Certainly - working with XMOS means thinking a little differently.  But
it is not /nearly/ as different as the GA144.

> Personally I find the FPGA approach covers a *lot* of ground that others
> don't see and the region left that is not so easy to address with either
> FPGAs or more conventional CPUs is very limited.  If the XMOS isn't a
> good price fit, I most likely would just go with a small FPGA.  I saw
> the XMOS has a 12 bit, 1 MSPS ADC which is nice.  But again, this only
> makes its range of good fit slightly larger.

If you have lots of experience with FPGA development, it is natural to
look to FPGAs for solutions to design problems - and that is absolutely
fine.  It is impossible to jump on every different development method
and be an expert at them all - and most problems can be solved in a
variety of ways.

> 
> 
>>>> XMOS devices can be a lot of fun, and I would enjoy working with them
>>>> again.  For some tasks, they are an ideal solution (like for this one),
>>>> once you have learned to use them.  But not everything is easy with
>>>> them, and you have to think in a somewhat different way.
>>>
>>> Yes, but the learning curve is very short and
>>> there are no unpleasant surprises.
>>>
>>> IMNSHO "thinking in CSP" will help structure
>>> thoughts for any realtime application, whether
>>> or not it is formally part of the implementation.
>>>
>>
>> Agreed.
> 
> I prefer Forth for embedded work.  I believe there is a Forth
> available.  

Available for what?  The XMOS?  I'd be surprised.

> I don't know if it captures any of the flavor of CSP, mostly
> because I know little about CSP.  I did use Occam some time ago.  Mostly
> I recall it had a lot of constraints on what the programmer was allowed
> to do.  The project we were using the Transputer on programmed it all in C.
> 

Occam has its own advantages and disadvantages independent of the use of
CSP-style synchronisation and message passing.

I have looked at Forth a few times over the years, but I have yet to see
a version that has changed for the better since I played with it as a
teenager some 30 years ago.  The stuff on the GA144 website is absurd -
their "innovation" is that their IDE has colour highlighting despite
looking like a reject from the days of MSDOS 3.3.  Words are apparently
only sensitive to the first "5 to 7 characters" - so "block" and
"blocks" are the same identifier.  (You would think they would /know/ if
the limit were 5, 6 or 7 characters.)  Everything is still designed
around punch card formats of 8 by 64 characters.

I can appreciate that a stack machine design is ideal for a small
processor, and can give very tight code.  I can appreciate that this
means a sort of Forth is the natural assembly language for the system.
I can even appreciate that the RPN syntax, the interactivity, and the
close-to-the-metal programming appeals to some people.  But I cannot
understand why this cannot be done with a modern language with decent
typing, static checking, optimised compilation, structured syntax, etc.

Reply by Stephen Pelc ●June 16, 20172017-06-16

On Fri, 16 Jun 2017 13:21:03 +0200, David Brown
<david.brown@hesbynett.no> wrote:

>I have looked at Forth a few times over the years, but I have yet to see
>a version that has changed for the better since I played with it as a
>teenager some 30 years ago. 

The versions shipped by the professional companies have changed a lot.
The major commercial suppliers are Forth Inc and MicroProcessor
Engineering.
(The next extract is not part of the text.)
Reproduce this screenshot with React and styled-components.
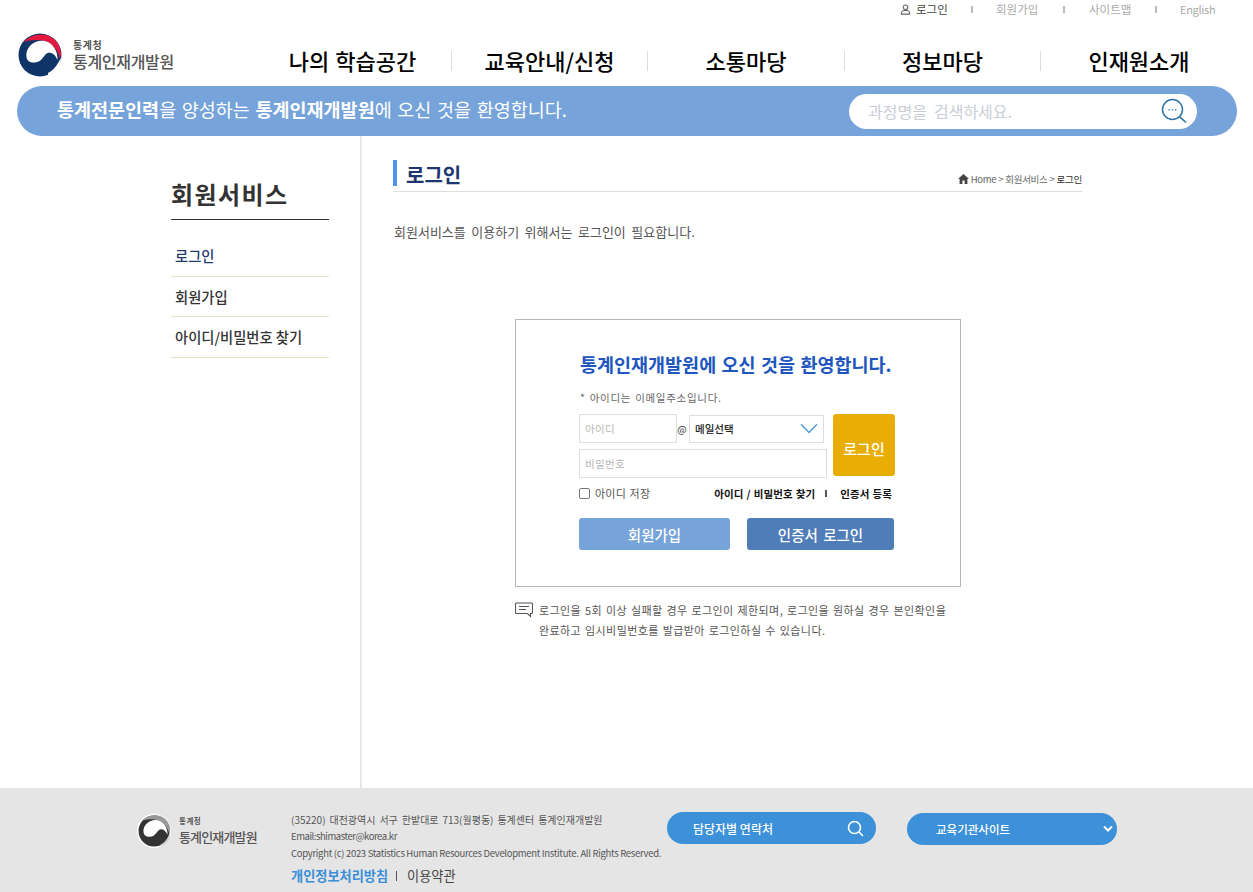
import React from "react";
import styled, { createGlobalStyle } from "styled-components";

const Global = createGlobalStyle`
  html, body { margin: 0; padding: 0; background: #fff; }
  body { font-family: "Noto Sans CJK KR", "Noto Sans", sans-serif; color: #333; }
  * { box-sizing: border-box; }
`;

const Page = styled.div`
  width: 1253px; height: 892px; display: flex; flex-direction: column; overflow: hidden;
`;
const Util = styled.div`
  height: 18px; margin-bottom: 2px; display: flex; align-items: center; justify-content: flex-end; padding-right: 40px;
`;
const UtilItem = styled.span`
  display: inline-flex; align-items: center; gap: 5px; font-size: ${p => p.$fs || 11.5}px; line-height: 18px; white-space: nowrap;
  letter-spacing: ${p => p.$ls || 0}px;
  color: ${p => (p.$on ? "#444" : "#aaa")};
  width: ${p => p.$w}px;
`;
const UtilSep = styled.i`
  display: block; width: 2px; height: 7px; background: #bbb; margin-right: ${p => p.$m}px;
`;
const Head = styled.div`
  height: 66px; display: flex; align-items: flex-start;
`;
const LogoBox = styled.div`
  width: 254px; padding: 13px 0 0 18px; display: flex; gap: 11px; align-items: center; flex: none;
`;
const LogoText = styled.div`
  display: flex; flex-direction: column; color: ${p => p.$c || "#555"};
`;
const LogoSmall = styled.span`
  font-size: ${p => p.$s || 10}px; line-height: 12px; font-weight: 700; letter-spacing: 0.5px;
`;
const LogoMain = styled.span`
  font-size: ${p => p.$s || 16}px; line-height: 20px; font-weight: 500; letter-spacing: ${p => p.$ls || -0.3}px;
`;
const Nav = styled.nav`
  display: flex; padding-top: 31px;
`;
const NavItem = styled.a`
  width: ${p => p.$w}px; height: 20px; display: flex; align-items: center; justify-content: center;
  font-size: 22px; font-weight: 500; color: #000; white-space: nowrap; word-spacing: 1px;
  border-left: ${p => (p.$first ? "none" : "1px solid #ddd")};
  line-height: 20px; padding-bottom: 2px;
`;
const Banner = styled.div`
  margin: 0 16px 0 17px; height: 50px; border-radius: 25px; background: #76a3d9; flex: none;
  display: flex; align-items: center; justify-content: space-between; padding: 0 40px 0 40px;
`;
const BannerText = styled.p`
  margin: 0 0 3px; color: #fff; font-size: 18.5px; line-height: 47px; word-spacing: 1.5px;
  b { font-weight: 700; }
`;
const Search = styled.div`
  width: 348px; height: 35px; border-radius: 18px; background: #fff; display: flex; align-items: center;
  justify-content: space-between; padding: 0 10px 0 19px; color: #c9ced6; font-size: 16px; word-spacing: 3.5px;
  margin-left: auto;
`;
const Main = styled.div`
  flex: 1; display: flex; min-height: 0;
`;
const Side = styled.aside`
  width: 362px; flex: none; border-right: 2px solid #e8e8e8; padding: 43px 31px 0 171px;
`;
const SideTitle = styled.h2`
  margin: 0; height: 41px; font-size: 24px; line-height: 30px; font-weight: 700; color: #333; letter-spacing: 1.4px;
  border-bottom: 1px solid #333;
`;
const SideList = styled.ul`
  list-style: none; margin: 16px 0 0; padding: 0;
`;
const SideItem = styled.li`
  height: 40.6px; line-height: 40px; padding-left: 4px; font-size: 14.3px; font-weight: 500;
  color: ${p => (p.$on ? "#1f3b70" : "#333")};
  border-bottom: 1px solid #e3e0c6;
`;
const Content = styled.section`
  width: 720px; padding: 24px 0 0 31px; display: flex; flex-direction: column;
`;
const TitleRow = styled.div`
  height: 32px; display: flex; justify-content: space-between; align-items: flex-start; border-bottom: 1px solid #ddd;
`;
const PageTitle = styled.h1`
  margin: 0; height: 26px; border-left: 4px solid #4f94ef; padding-left: 9px; font-size: 20px; line-height: 30px;
  font-weight: 700; color: #1d3570;
`;
const Crumb = styled.div`
  display: flex; align-items: center; gap: 2px; font-size: 9.5px; color: #666; margin-top: 12px; line-height: 14px; letter-spacing: -0.25px;
  white-space: nowrap;
  b { font-weight: 400; color: #333; }
`;
const Intro = styled.p`
  margin: 30px 0 0 1px; font-size: 13px; line-height: 20px; color: #555; word-spacing: 2.6px;
`;
const Card = styled.div`
  margin: 77px 0 0 122px; width: 446px; height: 268px; border: 1px solid #b5b5b5; padding: 29px 63px 0;
`;
const Welcome = styled.h3`
  margin: 0 0 0 1px; font-size: 18.5px; line-height: 30px; color: #2056bd; font-weight: 700; white-space: nowrap; word-spacing: 1.2px;
`;
const Hint = styled.p`
  margin: 12px 0 0 1px; font-size: 10.5px; line-height: 14px; color: #666; letter-spacing: 0.7px; word-spacing: 1px;
`;
const FormRow = styled.div`
  margin-top: 9px; display: flex; gap: 6px;
`;
const Fields = styled.div`
  width: 248px; display: flex; flex-direction: column; gap: 6px;
`;
const IdRow = styled.div`
  display: flex; align-items: center; height: 29px;
`;
const Input = styled.div`
  width: ${p => p.$w}; height: ${p => p.$h}px; border: 1px solid #ddd; padding-left: 5px; display: flex; align-items: center;
  font-size: 10.5px; color: #b5b5b5; flex: none; letter-spacing: 0.3px;
`;
const At = styled.span`
  width: 12px; text-align: center; font-size: 10px; color: #333; flex: none; padding-right: 2px;
`;
const Select = styled.div`
  width: 135px; height: 28px; border: 1px solid #ddd; display: flex; align-items: center; justify-content: space-between;
  padding: 0 5px 0 5px; font-size: 10.5px; color: #222; font-weight: 500; flex: none;
`;
const LoginBtn = styled.button`
  width: 62px; height: 62px; border: 0; border-radius: 3px; background: #e8ae06; color: #fff; font: inherit;
  font-size: 15px; font-weight: 500; padding: 6px 0 0; flex: none;
`;
const Links = styled.div`
  margin-top: 5px; height: 20px; display: flex; align-items: center; width: 313px;
`;
const Check = styled.label`
  display: flex; align-items: center; gap: 5px; color: #555; font-size: 11px; letter-spacing: 0.2px; word-spacing: 1px;
  &::before { content: ""; width: 9px; height: 9px; border: 1px solid #777; border-radius: 2px; }
  margin-right: auto;
`;
const LinkText = styled.a`
  color: #111; font-weight: 700; font-size: 10.5px; white-space: nowrap; word-spacing: 0.5px; letter-spacing: 0.1px;
`;
const LinkSep = styled.i`
  width: 2px; height: 7px; background: #555; margin: 0 13px 0 10px;
`;
const Buttons = styled.div`
  margin-top: 15px; display: flex; justify-content: space-between; width: 315px;
`;
const Btn = styled.button`
  width: ${p => p.$w}px; height: 32px; border: 0; border-radius: 3px; background: ${p => p.$bg}; color: #fff;
  font: inherit; font-size: 14.5px; font-weight: 500; padding: 0; word-spacing: 2px;
`;
const Notice = styled.div`
  margin: 13px 0 0 122px; display: flex; gap: 6px; width: 446px;
`;
const NoticeIcon = styled.svg`
  flex: none; margin-top: 2px;
`;
const NoticeText = styled.p`
  margin: 0; font-size: 11px; line-height: 20px; color: #555; letter-spacing: 0.42px; word-spacing: 1px; white-space: nowrap;
`;
const Footer = styled.footer`
  height: 104px; background: #e5e5e5; flex: none; display: flex; padding: 24px 0 0 137px;
`;
const FootLogo = styled.div`
  width: 154px; flex: none; display: flex; gap: 8px; align-items: center; height: 36px; margin-top: 1px;
`;
const FootInfo = styled.div`
  width: 376px; flex: none; margin-top: -1px; font-size: 10px; color: #555; line-height: 17px;
`;
const FootLine = styled.div`
  white-space: nowrap; font-size: ${p => p.$fs || 10}px; letter-spacing: ${p => p.$ls || 0}px; word-spacing: ${p => p.$ws || 0}px;
`;
const FootLinks = styled.div`
  margin-top: 5px; font-size: 13.2px; line-height: 18px; color: #444; display: flex; align-items: center; white-space: nowrap;
  b { color: #3a8fd8; font-weight: 700; }
  i { width: 1px; height: 10px; background: #555; margin: 0 10px 0 8px; }
`;
const Pill = styled.div`
  width: ${p => p.$w}px; height: 32px; border-radius: 16px; background: #3d91d8; color: #fff; font-size: ${p => p.$fs}px;
  font-weight: 500; display: flex; align-items: center; justify-content: space-between; padding: ${p => p.$pad};
  margin-left: ${p => p.$ml || 0}px; margin-top: ${p => p.$mt || 0}px; flex: none;
`;

const Taegeuk = ({ size, mono }) => (
  <svg width={size} height={size} viewBox="0 0 44 44">
    {mono && <circle cx="22" cy="22" r="22" fill="#fff" />}
    <circle cx="22" cy="22" r={mono ? 20 : 21.5} fill={mono ? "#333" : "#0f3568"} />
    <path d="M30 40 C34 38 38 34 40 30 L43 25 C43 32 38 40 30 42Z" fill={mono ? "#ccc" : "#fff"} />
    <path d="M6 9 C12 2 24 -1 33 4 C41 9 45 18 42 26 C40 18 35 10 27 8 C19 6 12 7 6 9Z" fill={mono ? "#999" : "#e4173f"} />
    <path d="M8.5 24 C7 14 17 6 27 8 C35 10 40 18 39.5 27 C37 20 31 18 28 21 C25 24 23 29 17 29.5 C12.5 30 9 28 8.5 24Z" fill="#fff" />
  </svg>
);

const UserIcon = () => (
  <svg width="11" height="11" viewBox="0 0 12 12" fill="none" stroke="#666" strokeWidth="1.2">
    <circle cx="6" cy="3.6" r="2.5" />
    <path d="M1.5 11 V9.5 C1.5 8 3 7.2 4 7 H8 C9 7.2 10.5 8 10.5 9.5 V11 Z" />
  </svg>
);
const SearchDots = () => (
  <svg width="26" height="26" viewBox="0 0 26 26" fill="none">
    <circle cx="11.5" cy="11.5" r="10" stroke="#2e74a8" strokeWidth="1.5" />
    <path d="M18.8 18.8 L25 24.5" stroke="#2e74a8" strokeWidth="1.6" />
    <path d="M7.5 11.8h1.4M10.8 11.8h1.4M14 11.8h1.4" stroke="#2e74a8" strokeWidth="1.3" />
  </svg>
);
const Chevron = () => (
  <svg width="18" height="11" viewBox="0 0 18 11" fill="none"><path d="M1 1.2 L9 9.5 L17 1.2" stroke="#4d9ce0" strokeWidth="1.4" /></svg>
);
const HomeIcon = () => (
  <svg width="11" height="10" viewBox="0 0 11 10"><path d="M5.5 0 L11 5 H9.4 V10 H6.6 V6.5 H4.4 V10 H1.6 V5 H0 Z" fill="#444" /></svg>
);

export default function App() {
  return (
    <Page>
      <Global />
      <Util>
        <UtilItem $on $w={71}><UserIcon />로그인</UtilItem><UtilSep $m={23} />
        <UtilItem $w={67}>회원가입</UtilItem><UtilSep $m={24} />
        <UtilItem $w={66}>사이트맵</UtilItem><UtilSep $m={23} />
        <UtilItem $w={33} $fs={11} $ls={-0.3}>English</UtilItem>
      </Util>
      <Head>
        <LogoBox>
          <Taegeuk size={44} />
          <LogoText>
            <LogoSmall>통계청</LogoSmall>
            <LogoMain>통계인재개발원</LogoMain>
          </LogoText>
        </LogoBox>
        <Nav>
          <NavItem $first $w={197}>나의 학습공간</NavItem>
          <NavItem $w={196}>교육안내/신청</NavItem>
          <NavItem $w={197}>소통마당</NavItem>
          <NavItem $w={196}>정보마당</NavItem>
          <NavItem $w={197}>인재원소개</NavItem>
        </Nav>
      </Head>
      <Banner>
        <BannerText><b>통계전문인력</b>을 양성하는 <b>통계인재개발원</b>에 오신 것을 환영합니다.</BannerText>
        <Search>과정명을 검색하세요.<SearchDots /></Search>
      </Banner>
      <Main>
        <Side>
          <SideTitle>회원서비스</SideTitle>
          <SideList>
            <SideItem $on>로그인</SideItem>
            <SideItem>회원가입</SideItem>
            <SideItem>아이디/비밀번호 찾기</SideItem>
          </SideList>
        </Side>
        <Content>
          <TitleRow>
            <PageTitle>로그인</PageTitle>
            <Crumb><HomeIcon />Home &gt; 회원서비스 &gt; <b>로그인</b></Crumb>
          </TitleRow>
          <Intro>회원서비스를 이용하기 위해서는 로그인이 필요합니다.</Intro>
          <Card>
            <Welcome>통계인재개발원에 오신 것을 환영합니다.</Welcome>
            <Hint>* 아이디는 이메일주소입니다.</Hint>
            <FormRow>
              <Fields>
                <IdRow>
                  <Input $w="98px" $h={29}>아이디</Input>
                  <At>@</At>
                  <Select>메일선택<Chevron /></Select>
                </IdRow>
                <Input $w="248px" $h={29}>비밀번호</Input>
              </Fields>
              <LoginBtn>로그인</LoginBtn>
            </FormRow>
            <Links>
              <Check>아이디 저장</Check>
              <LinkText>아이디 / 비밀번호 찾기</LinkText>
              <LinkSep />
              <LinkText>인증서 등록</LinkText>
            </Links>
            <Buttons>
              <Btn $w={151} $bg="#76a3d9">회원가입</Btn>
              <Btn $w={147} $bg="#4f7db7">인증서 로그인</Btn>
            </Buttons>
          </Card>
          <Notice>
            <NoticeIcon width="18" height="16" viewBox="0 0 18 16" fill="none" stroke="#555" strokeWidth="1.1">
              <path d="M1.5 1 H16.5 Q17.5 1 17.5 2 V10.5 Q17.5 11.5 16.5 11.5 H15.5 V14.5 L12.5 11.5 H1.5 Q0.5 11.5 .5 10.5 V2 Q.5 1 1.5 1 Z" />
              <path d="M4 4.5 H14 M4 7.5 H11" />
            </NoticeIcon>
            <NoticeText>
              로그인을 5회 이상 실패할 경우 로그인이 제한되며, 로그인을 원하실 경우 본인확인을<br />
              완료하고 임시비밀번호를 발급받아 로그인하실 수 있습니다.
            </NoticeText>
          </Notice>
        </Content>
      </Main>
      <Footer>
        <FootLogo>
          <Taegeuk size={34} mono />
          <LogoText $c="#555">
            <LogoSmall $s={7.5}>통계청</LogoSmall>
            <LogoMain $s={13} $ls={-0.85}>통계인재개발원</LogoMain>
          </LogoText>
        </FootLogo>
        <FootInfo>
          <FootLine $ws={1.7}>(35220) 대전광역시 서구 한밭대로 713(월평동) 통계센터 통계인재개발원</FootLine>
          <FootLine $fs={9.5} $ls={-0.45}>Email:shimaster@korea.kr</FootLine>
          <FootLine $fs={9.5} $ls={-0.3}>Copyright (c) 2023 Statistics Human Resources Development Institute. All Rights Reserved.</FootLine>
          <FootLinks><b>개인정보처리방침</b><i />이용약관</FootLinks>
        </FootInfo>
        <Pill $w={209} $fs={12} $pad="0 12px 0 26px">담당자별 연락처
          <svg width="17" height="17" viewBox="0 0 17 17" fill="none" stroke="#fff" strokeWidth="1.6"><circle cx="7.5" cy="7.5" r="6" /><path d="M11.8 11.8 L16 16" /></svg>
        </Pill>
        <Pill $w={210} $fs={11.5} $ml={31} $mt={1} $pad="0 4px 0 29px">교육기관사이트
          <svg width="10" height="8" viewBox="0 0 10 8" fill="none" stroke="#fff" strokeWidth="2"><path d="M1 1.5 L5 5.5 L9 1.5" /></svg>
        </Pill>
      </Footer>
    </Page>
  );
}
See
  http://www.forth.com
  http://www.mpeforth.com

Forth does not suit everyone, but it has changed a lot since you
were a teenager.

Stephen

-- 
Stephen Pelc, stephenXXX@mpeforth.com
MicroProcessor Engineering Ltd - More Real, Less Time
133 Hill Lane, Southampton SO15 5AF, England
tel: +44 (0)23 8063 1441, fax: +44 (0)23 8033 9691
web: http://www.mpeforth.com - free VFX Forth downloads

Reply by David Brown ●June 16, 20172017-06-16

On 16/06/17 15:55, Stephen Pelc wrote:
> On Fri, 16 Jun 2017 13:21:03 +0200, David Brown
> <david.brown@hesbynett.no> wrote:
> 
>> I have looked at Forth a few times over the years, but I have yet to see
>> a version that has changed for the better since I played with it as a
>> teenager some 30 years ago. 
> 
> The versions shipped by the professional companies have changed a lot.
> The major commercial suppliers are Forth Inc and MicroProcessor
> Engineering. See
>   http://www.forth.com
>   http://www.mpeforth.com
> 
> Forth does not suit everyone, but it has changed a lot since you
> were a teenager.
> 
> Stephen
> 

I had a look.  No, FORTH has not progressed that I can see (unless you
think adding colour to the editor is a revolution).  Some FORTH
compilers might be good at producing optimised code on microcontrollers,
but that is an improvement in the implementations, not the language.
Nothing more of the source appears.